Berhentikah Kepala Daerah & Wakil Kepala Daerah?

Oleh:
Yusran Lapananda

 

PENDAHULUAN

PKPU 2/2024 ttg Tahapan & Jadwal Pilkada Thn 2024 mulai berlaku sejak 26 Januari 2024. PKPU ini, mengatur tahapan & jadwal penting dalam Pilkada 2024. Pendaftaran pasangan calon (paslon) 27-29 Agustus. Penetapan paslon 22 Septemper. Pelaksanaan kampanye 25 September hingga 23 Nopember. Pemungutan suara 27 Nopember, Perhitungan suara & rekapitulasi hasil perhitungan suara 27 Nopember hingga 16 Desember.

Untuk menuju pendaftaran paslon, bakal calon Kepala Daerah & Wakil Kepala Daerah (cakada & cawakada) berburu kenderaan politik atau parpol pengusung demi beberapa lembar surat keputusan. Diluar dugaan parpol-parpol sebelum keluarkan surat keputusan & menjelang pendaftaran paslon mengelar “konvensi” bagi bakal cakada & cawakada. Berbagai daya & upaya dilakukan oleh bakal cakada & cawakada untuk mendapatkan surat keputusan parpol pengusung, mulai dari narasi janji-janji & kualitas pribadi, hingga saling memberi informasi soal isi tas & aset.

Surat Keputusan parpol pengusung bukan akhir segalanya. Surat keputusan baru modal awal. Memang surat keputusan parpol adalah syarat utama untuk mendaftar sebagai paslon ke KPU, namun masih banyak syarat administrasi lainnya yang harus dipenuhi & dilengkapi oleh paslon sesuai Pasal 7 ayat 2 UU 10/2016 ttg Pilkada jo. Pasal 4 PKPU 9/2020 ttg Perubahan Keempat atas PKPU 3/2017 ttg Pencalonan Pilkada.
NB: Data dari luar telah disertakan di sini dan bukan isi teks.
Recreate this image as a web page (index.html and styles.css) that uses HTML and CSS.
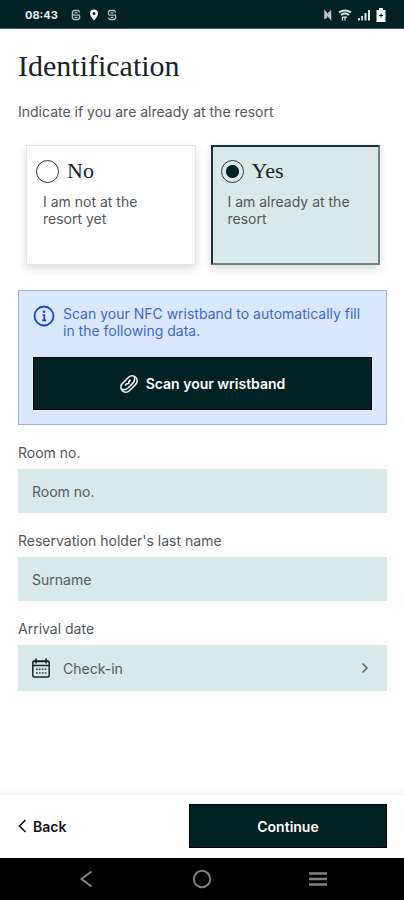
FILE: index.html
```html
<!DOCTYPE html>
<html lang="en">
<head>
<meta charset="utf-8">
<meta name="viewport" content="width=device-width, initial-scale=1">
<title>Identification</title>
<link rel="stylesheet" href="styles.css">
</head>
<body>
<div class="status">
  <span class="time">08:43</span>
  <svg class="app" viewBox="0 0 10 12" width="10" height="12"><path d="M8.600 3.500L7.500 1.500h-5L1.400 3v2l1.200 1.200H9M1.400 5v4l1.400 1.500h4.500L8.600 9V6.500M3.500 8.300h3M3.500 3.800h3" fill="none" stroke="#aebbbc" stroke-width="1.300"/></svg>
  <svg class="pin" viewBox="0 0 10 12" width="10" height="12"><path fill="#fff" fill-rule="evenodd" d="M5 .5a4 4 0 0 0-4 4C1 7 5 11.500 5 11.500S9 7 9 4.500a4 4 0 0 0-4-4zm0 2.500a1.500 1.500 0 1 1 0 3 1.500 1.500 0 0 1 0-3z"/></svg>
  <svg class="app" viewBox="0 0 10 12" width="10" height="12"><path d="M8.600 3.500L7.500 1.500h-5L1.400 3v2l1.200 1.200H9M1.400 8.500l1.400 2h4.500L8.600 9V6.500M3.500 8.300h3M3.500 3.800h3" fill="none" stroke="#aebbbc" stroke-width="1.300"/></svg>
  <div class="signals">
    <svg viewBox="0 0 10 12" width="10" height="12"><path d="M2 10V2.500L7.500 9.500V1.500M3.500 9V4M6 8V3" fill="none" stroke="#bfcaca" stroke-width="1.500"/></svg>
    <svg viewBox="0 0 14 12" width="14" height="12"><path d="M1 3.500c3.500-2.800 8.500-2.800 12 0M3 6c2.500-2 5.500-2 8 0" fill="none" stroke="#d5dcdc" stroke-width="2"/><path d="M5 8.500c1.500-1 2.500-1 4 0M4.500 7.500v4M7 8.500v3" fill="none" stroke="#d5dcdc" stroke-width="1.300"/></svg>
    <svg viewBox="0 0 14 12" width="14" height="12"><path d="M2 9v2.500M5 7v4.500" stroke="#c8d0d0" stroke-width="2"/><path d="M8.500 4v7.500M12 1v10.500" stroke="#e0e5e5" stroke-width="2"/></svg>
    <svg viewBox="0 0 10 14" width="10" height="14"><path fill="#fff" d="M3 0h4v2h2.500v12h-9V2H3z"/><path fill="#002224" d="M4.500 5.500h1v1.500h1.500v1H5.500v1.500h-1V8H3V7h1.500z"/></svg>
  </div>
</div>

<main>
  <h1>Identification</h1>
  <fieldset>
    <legend>Indicate if you are already at the resort</legend>
    <div class="choices">
      <label class="choice">
        <span class="option"><input type="radio" name="resort"><span class="name">No</span></span>
        <span class="detail">I am not at the resort yet</span>
      </label>
      <label class="choice">
        <span class="option"><input type="radio" name="resort" checked><span class="name">Yes</span></span>
        <span class="detail">I am already at the resort</span>
      </label>
    </div>
  </fieldset>

  <section class="notice">
    <div class="message">
      <svg viewBox="0 0 22 22" width="22" height="22"><circle cx="11" cy="11" r="9.500" fill="none" stroke="#1746bd" stroke-width="1.800"/><path d="M9.500 10h1.800v5.500M9.200 15.300h4" fill="none" stroke="#1746bd" stroke-width="1.700"/><circle cx="11" cy="6.800" r="1.300" fill="#1746bd"/></svg>
      <p>Scan your NFC wristband to automatically fill in the following data.</p>
    </div>
    <button type="button" class="primary scan">
      <svg viewBox="0 0 18 18" width="18" height="18"><g transform="rotate(-45 9 9)" fill="none" stroke="#f2f5f5" stroke-width="1.500"><rect x="-.5" y="4" width="19" height="10" rx="5"/><path d="M.3 7.500c1 2.800 3 3.700 6 3.700h5.400c3 0 5-.9 6-3.700"/><path d="M5 7.200h2.500l1.500 1.300 1.500-1.300H13"/></g></svg>
      Scan your wristband
    </button>
  </section>

  <div class="field">
    <label for="room">Room no.</label>
    <input id="room" type="text" placeholder="Room no.">
  </div>
  <div class="field">
    <label for="surname">Reservation holder's last name</label>
    <input id="surname" type="text" placeholder="Surname">
  </div>
  <div class="field">
    <label for="arrival">Arrival date</label>
    <button type="button" id="arrival" class="date">
      <svg viewBox="0 0 20 20" width="20" height="20"><rect x="1.800" y="3" width="16.400" height="16" rx="1.500" fill="none" stroke="#14282a" stroke-width="1.500"/><path d="M2 7.500h16M5 .5v5M15 .5v5" stroke="#14282a" stroke-width="1.600"/><path d="M2 3.500h16" stroke="#14282a" stroke-width="1.500"/><path d="M5 11.300h10.500M5 15h10.500" stroke="#34484a" stroke-width="1.500" stroke-dasharray="1.700 1.200"/></svg>
      <span>Check-in</span>
      <svg viewBox="0 0 8 12" width="8" height="12"><path d="M1.500 1.500L6 6l-4.500 4.500" fill="none" stroke="#58696b" stroke-width="1.600"/></svg>
    </button>
  </div>
</main>

<footer>
  <button type="button" class="back">
    <svg viewBox="0 0 9 14" width="9" height="14"><path d="M7.500 1L1.500 7l6 6" fill="none" stroke="#111" stroke-width="1.600"/></svg>
    Back
  </button>
  <button type="button" class="primary">Continue</button>
</footer>

<nav class="system">
  <button type="button" aria-label="Back"><svg viewBox="0 0 20 20" width="20" height="20"><path d="M15.500 2.500L5.500 10l10 7.500" fill="none" stroke="#808080" stroke-width="2"/></svg></button>
  <button type="button" aria-label="Home"><svg viewBox="0 0 20 20" width="20" height="20"><circle cx="10" cy="10" r="8.200" fill="none" stroke="#808080" stroke-width="2"/></svg></button>
  <button type="button" aria-label="Recent apps"><svg viewBox="0 0 20 20" width="20" height="20"><path d="M1 4.500h18M1 10h18M1 15.500h18" stroke="#808080" stroke-width="2.600"/></svg></button>
</nav>
</body>
</html>
```
FILE: styles.css
```css
* {
  box-sizing: border-box;
}

body {
  margin: 0;
  min-height: 100vh;
  display: flex;
  flex-direction: column;
  background: #fff;
  color: #54575a;
  font: 14px/17px Inter, "Liberation Sans", sans-serif;
}

button,
input {
  font: inherit;
}

.status {
  display: flex;
  align-items: center;
  height: 29px;
  padding: 2px 18px 0 25px;
  background: #002224;
  border-bottom: 1px solid #44595a;
}

.time {
  margin-right: 13px;
  color: #e8eded;
  font-size: 11px;
  font-weight: 700;
}

.status .pin {
  margin: 0 8px;
}

.signals {
  display: flex;
  align-items: center;
  gap: 5px;
  margin-left: auto;
}

main {
  flex: 1;
  padding: 19px 17px 24px 18px;
}

h1 {
  margin: 0 0 19px;
  color: #172527;
  font: 400 30px/36px "Liberation Serif", serif;
}

fieldset {
  margin: 0;
  padding: 0;
  border: 0;
}

legend {
  padding: 0;
}

.choices {
  display: grid;
  grid-template-columns: 1fr 1fr;
  gap: 15px;
  margin: 25px 7px 0 8px;
}

.choice {
  min-height: 120px;
  padding: 13px 16px 12px 9px;
  background: #fefefe;
  border: 1px solid #e4e4e4;
  box-shadow: 0 4px 8px #00000024;
}

.choice:has(:checked) {
  background: #d9e8e8;
  border-width: 2px;
  border-style: solid;
  border-color: #1c3234 #6f8283 #6f8283 #1c3234;
  padding: 12px 15px 11px 8px;
}

.option {
  display: flex;
  align-items: center;
  gap: 8px;
  height: 24px;
}

.option input {
  appearance: none;
  width: 23px;
  height: 23px;
  margin: 0;
  border: 1px solid #2d3739;
  border-radius: 50%;
}

.option input:checked {
  background: radial-gradient(circle, #002224 6px, transparent 7px);
}

.name {
  color: #172527;
  font: 22px/24px "Liberation Serif", serif;
}

.detail {
  display: block;
  margin: 10px 0 0 7px;
}

.notice {
  margin: 25px 0 19px;
  padding: 14px;
  background: #d9e8fe;
  border: 1px solid #9db7e6;
}

.message {
  display: flex;
  gap: 8px;
  margin-bottom: 18px;
  color: #4168cc;
}

.message svg {
  flex: none;
}

.message p {
  margin: 0;
}

.primary {
  display: flex;
  align-items: center;
  justify-content: center;
  gap: 8px;
  height: 44px;
  padding: 0;
  background: #002224;
  border: 1px solid #000;
  color: #fff;
  font-weight: 600;
}

.primary svg {
  overflow: visible;
}

.scan {
  width: 100%;
  height: 53px;
}

.field {
  display: flex;
  flex-direction: column;
  gap: 8px;
  margin-bottom: 19px;
}

.field input,
.date {
  width: 100%;
  height: 44px;
  padding: 0 14px;
  background: #d9e8e8;
  border: 0;
  border-radius: 0;
  color: #506163;
}

.field input::placeholder {
  color: #506163;
  opacity: 1;
}

.date {
  display: flex;
  align-items: center;
  gap: 12px;
  height: 46px;
  padding: 0 18px 0 13px;
  text-align: left;
}

.date span {
  flex: 1;
}

footer {
  display: grid;
  grid-template-columns: 171px 1fr;
  align-items: center;
  padding: 9px 17px 10px 18px;
  border-top: 1px solid #f3f3f3;
  box-shadow: 0 -2px 3px #0000000d;
}

.back {
  display: flex;
  align-items: center;
  justify-self: start;
  gap: 6px;
  height: 44px;
  padding: 0;
  background: none;
  border: 0;
  color: #111;
  font-weight: 600;
}

.system {
  display: flex;
  justify-content: center;
  gap: 96px;
  height: 42px;
  background: #000;
}

.system button {
  display: flex;
  align-items: center;
  padding: 0;
  background: none;
  border: 0;
}
```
Dalam pelaksanaannya, syarat calon kada & wakada antara yang diatur dalam UU Pilkada & PKPU 9/2020 saling melengkapi. Namun ditemui, PKPU 9/2020 memperluas hingga mempersempit rumusan yang diatur dalam UU Pilkada. Ditemui beberapa makna dalam syarat pencalonan mengandung multi tafsir, belum jelas hingga tak dipahami maknanya, terutama atas syarat kada & wakada 2 periode pada daerah yang sama, di daerah lain & Pj kada yang ikut pencalonan kada & wakada. Apakah berhenti, tak boleh mendaftar atau mengundurkan diri?.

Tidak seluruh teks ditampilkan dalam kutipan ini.